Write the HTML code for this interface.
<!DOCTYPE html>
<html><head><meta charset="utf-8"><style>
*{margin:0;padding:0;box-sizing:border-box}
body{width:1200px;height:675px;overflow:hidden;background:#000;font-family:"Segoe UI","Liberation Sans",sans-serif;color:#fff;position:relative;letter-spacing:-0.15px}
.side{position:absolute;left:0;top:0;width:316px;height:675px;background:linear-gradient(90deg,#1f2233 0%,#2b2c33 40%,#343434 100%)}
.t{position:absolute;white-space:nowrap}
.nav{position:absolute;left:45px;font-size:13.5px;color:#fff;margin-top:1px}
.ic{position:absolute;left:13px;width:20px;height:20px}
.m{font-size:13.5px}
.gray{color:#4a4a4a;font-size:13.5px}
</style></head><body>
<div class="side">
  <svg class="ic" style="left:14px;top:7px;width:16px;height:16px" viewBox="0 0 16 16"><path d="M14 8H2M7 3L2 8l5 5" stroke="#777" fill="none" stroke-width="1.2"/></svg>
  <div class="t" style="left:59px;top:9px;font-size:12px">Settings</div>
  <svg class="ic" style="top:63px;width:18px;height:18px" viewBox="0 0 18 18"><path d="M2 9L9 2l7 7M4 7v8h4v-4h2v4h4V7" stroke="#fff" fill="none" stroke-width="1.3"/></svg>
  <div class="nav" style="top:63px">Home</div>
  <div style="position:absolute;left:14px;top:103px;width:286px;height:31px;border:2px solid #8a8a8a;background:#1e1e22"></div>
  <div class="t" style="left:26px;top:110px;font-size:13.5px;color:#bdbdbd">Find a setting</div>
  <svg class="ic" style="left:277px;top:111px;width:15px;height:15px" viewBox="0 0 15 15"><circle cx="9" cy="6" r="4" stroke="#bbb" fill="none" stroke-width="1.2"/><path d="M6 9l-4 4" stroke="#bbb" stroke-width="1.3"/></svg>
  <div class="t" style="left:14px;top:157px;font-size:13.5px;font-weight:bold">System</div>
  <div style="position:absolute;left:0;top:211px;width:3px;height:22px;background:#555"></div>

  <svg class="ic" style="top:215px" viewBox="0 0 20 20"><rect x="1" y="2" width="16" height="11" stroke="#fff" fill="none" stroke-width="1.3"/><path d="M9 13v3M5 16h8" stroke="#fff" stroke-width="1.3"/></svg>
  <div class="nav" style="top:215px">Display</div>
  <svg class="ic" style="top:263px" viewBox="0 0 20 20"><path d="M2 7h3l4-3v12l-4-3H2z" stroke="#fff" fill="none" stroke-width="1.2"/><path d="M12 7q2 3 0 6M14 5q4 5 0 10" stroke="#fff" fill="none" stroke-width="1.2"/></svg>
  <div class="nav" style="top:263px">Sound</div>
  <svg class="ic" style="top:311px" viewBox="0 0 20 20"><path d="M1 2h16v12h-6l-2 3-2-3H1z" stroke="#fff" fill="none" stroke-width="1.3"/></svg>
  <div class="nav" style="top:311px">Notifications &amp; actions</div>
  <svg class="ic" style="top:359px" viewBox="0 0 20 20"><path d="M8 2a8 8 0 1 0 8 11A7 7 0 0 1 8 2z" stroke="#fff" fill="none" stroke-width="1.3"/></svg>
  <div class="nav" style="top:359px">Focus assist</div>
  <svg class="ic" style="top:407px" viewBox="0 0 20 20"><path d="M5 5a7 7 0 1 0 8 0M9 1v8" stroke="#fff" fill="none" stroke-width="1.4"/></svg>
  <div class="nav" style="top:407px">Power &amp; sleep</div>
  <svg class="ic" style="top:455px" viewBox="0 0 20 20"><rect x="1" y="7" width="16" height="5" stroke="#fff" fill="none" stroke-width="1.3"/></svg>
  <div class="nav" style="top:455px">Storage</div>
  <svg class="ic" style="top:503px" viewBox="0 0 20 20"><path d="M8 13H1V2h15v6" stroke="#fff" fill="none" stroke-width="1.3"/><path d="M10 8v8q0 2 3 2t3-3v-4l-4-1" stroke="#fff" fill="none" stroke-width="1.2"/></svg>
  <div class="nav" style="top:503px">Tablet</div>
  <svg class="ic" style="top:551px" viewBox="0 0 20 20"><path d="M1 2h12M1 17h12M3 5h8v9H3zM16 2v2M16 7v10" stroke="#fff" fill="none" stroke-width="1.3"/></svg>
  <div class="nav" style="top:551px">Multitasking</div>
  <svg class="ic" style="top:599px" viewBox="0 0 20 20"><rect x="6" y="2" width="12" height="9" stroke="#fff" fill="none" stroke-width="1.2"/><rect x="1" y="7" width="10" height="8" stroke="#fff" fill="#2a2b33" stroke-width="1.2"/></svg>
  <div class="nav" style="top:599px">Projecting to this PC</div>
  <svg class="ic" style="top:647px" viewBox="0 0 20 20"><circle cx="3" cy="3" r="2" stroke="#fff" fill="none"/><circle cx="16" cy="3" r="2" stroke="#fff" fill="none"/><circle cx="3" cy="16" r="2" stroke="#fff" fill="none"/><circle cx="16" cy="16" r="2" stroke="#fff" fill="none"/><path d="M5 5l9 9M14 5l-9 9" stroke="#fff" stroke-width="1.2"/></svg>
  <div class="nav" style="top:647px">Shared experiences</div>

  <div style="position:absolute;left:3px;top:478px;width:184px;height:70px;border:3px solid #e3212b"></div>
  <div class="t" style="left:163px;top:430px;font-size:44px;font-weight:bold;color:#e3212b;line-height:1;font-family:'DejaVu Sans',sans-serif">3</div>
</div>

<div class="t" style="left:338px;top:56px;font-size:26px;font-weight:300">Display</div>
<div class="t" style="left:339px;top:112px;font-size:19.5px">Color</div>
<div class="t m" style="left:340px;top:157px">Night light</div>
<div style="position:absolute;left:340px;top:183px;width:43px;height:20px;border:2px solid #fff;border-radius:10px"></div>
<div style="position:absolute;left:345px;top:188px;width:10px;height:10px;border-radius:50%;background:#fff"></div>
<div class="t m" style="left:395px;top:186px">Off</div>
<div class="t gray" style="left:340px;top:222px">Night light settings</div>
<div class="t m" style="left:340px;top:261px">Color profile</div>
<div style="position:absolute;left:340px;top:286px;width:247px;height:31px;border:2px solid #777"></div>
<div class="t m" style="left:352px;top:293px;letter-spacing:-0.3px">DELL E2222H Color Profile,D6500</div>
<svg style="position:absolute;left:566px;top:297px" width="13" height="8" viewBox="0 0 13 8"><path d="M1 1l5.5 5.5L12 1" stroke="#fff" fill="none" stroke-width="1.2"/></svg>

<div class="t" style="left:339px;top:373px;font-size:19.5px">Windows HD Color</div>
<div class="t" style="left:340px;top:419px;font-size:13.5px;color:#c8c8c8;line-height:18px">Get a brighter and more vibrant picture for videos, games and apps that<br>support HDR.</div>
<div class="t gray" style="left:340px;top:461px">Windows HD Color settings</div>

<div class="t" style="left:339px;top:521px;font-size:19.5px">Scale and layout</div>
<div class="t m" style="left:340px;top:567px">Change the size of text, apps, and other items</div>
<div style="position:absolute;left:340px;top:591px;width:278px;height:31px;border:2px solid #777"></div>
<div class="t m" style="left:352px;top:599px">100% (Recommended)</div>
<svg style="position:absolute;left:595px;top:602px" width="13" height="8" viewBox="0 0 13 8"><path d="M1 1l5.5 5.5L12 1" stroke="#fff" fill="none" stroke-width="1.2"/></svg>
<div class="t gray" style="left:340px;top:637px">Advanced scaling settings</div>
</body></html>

==

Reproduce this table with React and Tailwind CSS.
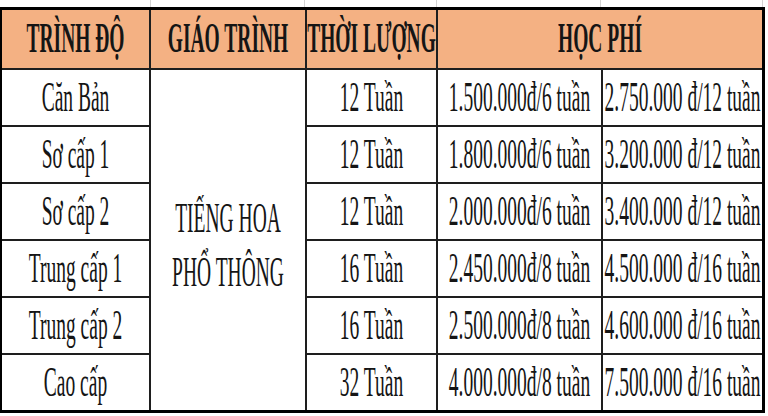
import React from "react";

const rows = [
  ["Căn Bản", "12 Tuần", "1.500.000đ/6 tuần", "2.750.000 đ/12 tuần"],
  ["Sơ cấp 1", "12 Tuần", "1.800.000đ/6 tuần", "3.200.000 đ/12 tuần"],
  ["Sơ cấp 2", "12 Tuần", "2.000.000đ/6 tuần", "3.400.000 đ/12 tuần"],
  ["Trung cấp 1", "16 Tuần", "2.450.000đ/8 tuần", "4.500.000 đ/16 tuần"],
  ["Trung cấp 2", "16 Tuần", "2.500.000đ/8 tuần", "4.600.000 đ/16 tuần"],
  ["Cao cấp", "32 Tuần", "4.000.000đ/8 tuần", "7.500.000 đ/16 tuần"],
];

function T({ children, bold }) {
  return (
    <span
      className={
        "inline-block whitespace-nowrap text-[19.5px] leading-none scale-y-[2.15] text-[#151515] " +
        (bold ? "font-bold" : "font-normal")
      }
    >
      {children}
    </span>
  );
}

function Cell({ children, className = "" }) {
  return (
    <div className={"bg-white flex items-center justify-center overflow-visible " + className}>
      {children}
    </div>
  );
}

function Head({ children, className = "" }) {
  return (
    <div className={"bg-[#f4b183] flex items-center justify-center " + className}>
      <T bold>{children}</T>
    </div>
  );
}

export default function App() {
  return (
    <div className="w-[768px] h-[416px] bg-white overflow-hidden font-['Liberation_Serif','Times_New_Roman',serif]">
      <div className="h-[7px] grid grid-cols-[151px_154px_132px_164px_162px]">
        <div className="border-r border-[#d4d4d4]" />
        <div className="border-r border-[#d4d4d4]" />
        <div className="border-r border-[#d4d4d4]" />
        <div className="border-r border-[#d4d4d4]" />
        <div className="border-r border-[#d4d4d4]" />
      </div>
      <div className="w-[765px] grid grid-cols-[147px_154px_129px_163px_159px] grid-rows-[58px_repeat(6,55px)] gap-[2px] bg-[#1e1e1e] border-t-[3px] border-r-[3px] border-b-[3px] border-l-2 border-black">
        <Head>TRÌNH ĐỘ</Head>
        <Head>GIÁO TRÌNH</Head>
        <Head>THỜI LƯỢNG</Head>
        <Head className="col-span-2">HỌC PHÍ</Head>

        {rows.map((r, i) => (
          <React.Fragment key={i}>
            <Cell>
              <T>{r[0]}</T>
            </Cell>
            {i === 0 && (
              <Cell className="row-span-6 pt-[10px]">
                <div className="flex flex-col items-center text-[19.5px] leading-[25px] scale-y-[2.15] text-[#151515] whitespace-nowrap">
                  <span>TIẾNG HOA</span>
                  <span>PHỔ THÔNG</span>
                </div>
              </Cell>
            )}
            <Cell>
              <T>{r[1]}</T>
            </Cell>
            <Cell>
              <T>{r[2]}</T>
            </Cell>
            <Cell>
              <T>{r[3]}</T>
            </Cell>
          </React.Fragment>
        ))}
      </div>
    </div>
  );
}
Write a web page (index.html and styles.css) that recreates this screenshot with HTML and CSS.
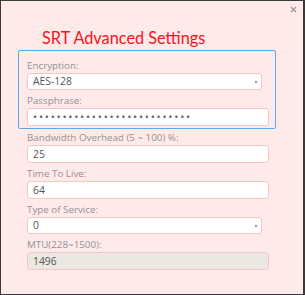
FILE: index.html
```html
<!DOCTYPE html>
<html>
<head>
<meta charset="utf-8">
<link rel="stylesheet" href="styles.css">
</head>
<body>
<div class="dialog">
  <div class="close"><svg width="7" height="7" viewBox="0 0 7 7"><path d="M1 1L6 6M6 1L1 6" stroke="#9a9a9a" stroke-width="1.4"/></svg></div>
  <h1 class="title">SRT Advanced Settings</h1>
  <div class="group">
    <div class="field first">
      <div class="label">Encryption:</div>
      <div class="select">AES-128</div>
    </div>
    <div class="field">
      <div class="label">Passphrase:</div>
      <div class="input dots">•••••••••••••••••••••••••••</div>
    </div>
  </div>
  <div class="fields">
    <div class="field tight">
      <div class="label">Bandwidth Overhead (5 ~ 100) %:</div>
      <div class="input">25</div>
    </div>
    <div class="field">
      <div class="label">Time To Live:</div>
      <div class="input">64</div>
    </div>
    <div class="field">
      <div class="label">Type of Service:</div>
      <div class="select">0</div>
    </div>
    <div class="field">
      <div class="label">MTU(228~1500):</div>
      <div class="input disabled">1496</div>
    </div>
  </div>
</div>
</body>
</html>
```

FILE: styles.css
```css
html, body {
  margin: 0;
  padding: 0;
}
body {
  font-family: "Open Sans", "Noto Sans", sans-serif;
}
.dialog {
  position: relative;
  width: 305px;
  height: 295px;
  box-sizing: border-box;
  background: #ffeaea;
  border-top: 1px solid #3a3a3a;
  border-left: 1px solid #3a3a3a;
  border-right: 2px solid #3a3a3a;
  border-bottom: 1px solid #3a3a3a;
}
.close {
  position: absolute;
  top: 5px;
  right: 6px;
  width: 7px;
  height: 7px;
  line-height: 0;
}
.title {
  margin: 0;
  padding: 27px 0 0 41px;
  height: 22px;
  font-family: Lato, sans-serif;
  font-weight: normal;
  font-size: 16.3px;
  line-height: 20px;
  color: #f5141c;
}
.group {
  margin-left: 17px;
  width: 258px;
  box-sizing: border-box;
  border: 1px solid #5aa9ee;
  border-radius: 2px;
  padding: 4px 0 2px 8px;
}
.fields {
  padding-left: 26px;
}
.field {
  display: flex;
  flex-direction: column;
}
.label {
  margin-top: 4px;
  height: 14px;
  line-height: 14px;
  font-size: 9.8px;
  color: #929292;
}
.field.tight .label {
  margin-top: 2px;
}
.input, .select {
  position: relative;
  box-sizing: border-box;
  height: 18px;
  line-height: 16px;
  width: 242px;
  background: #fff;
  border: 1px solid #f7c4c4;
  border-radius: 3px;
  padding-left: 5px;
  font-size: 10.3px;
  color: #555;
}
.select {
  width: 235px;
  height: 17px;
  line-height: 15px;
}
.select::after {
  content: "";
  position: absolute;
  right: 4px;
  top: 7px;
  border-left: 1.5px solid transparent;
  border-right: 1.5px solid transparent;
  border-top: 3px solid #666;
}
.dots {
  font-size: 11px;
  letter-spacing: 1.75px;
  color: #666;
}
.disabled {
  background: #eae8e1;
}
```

---

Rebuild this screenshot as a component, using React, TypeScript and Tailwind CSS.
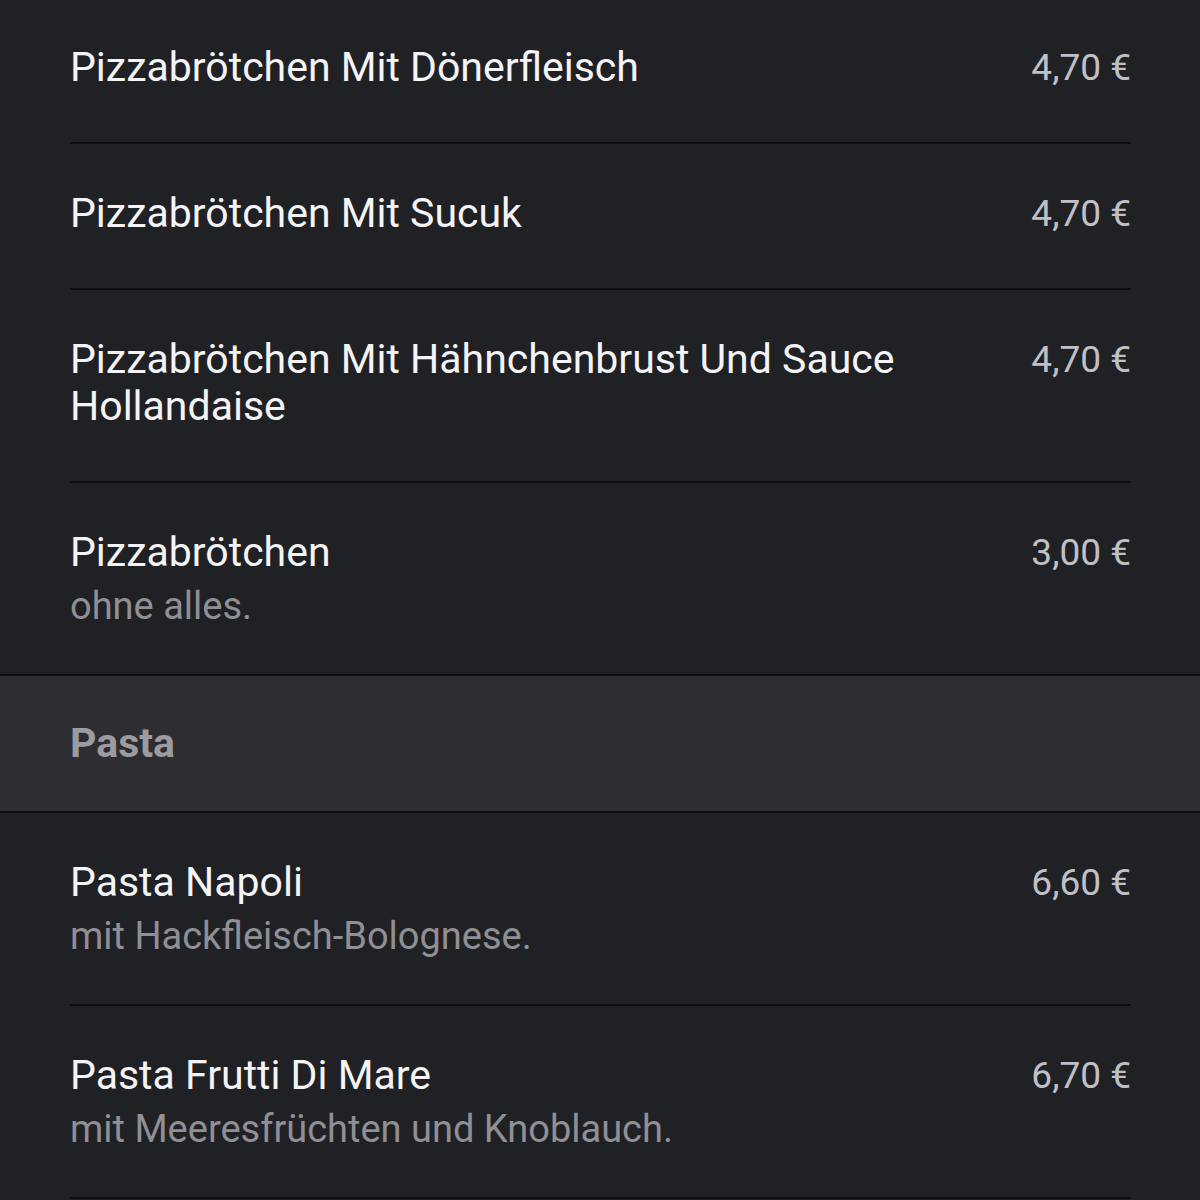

## Short exercise:
Filter the data, keeping only the lines that contain "Write".

## Reply to the task:
Write the HTML code for this interface.
Write a web page (index.html and styles.css) that recreates this screenshot with HTML and CSS.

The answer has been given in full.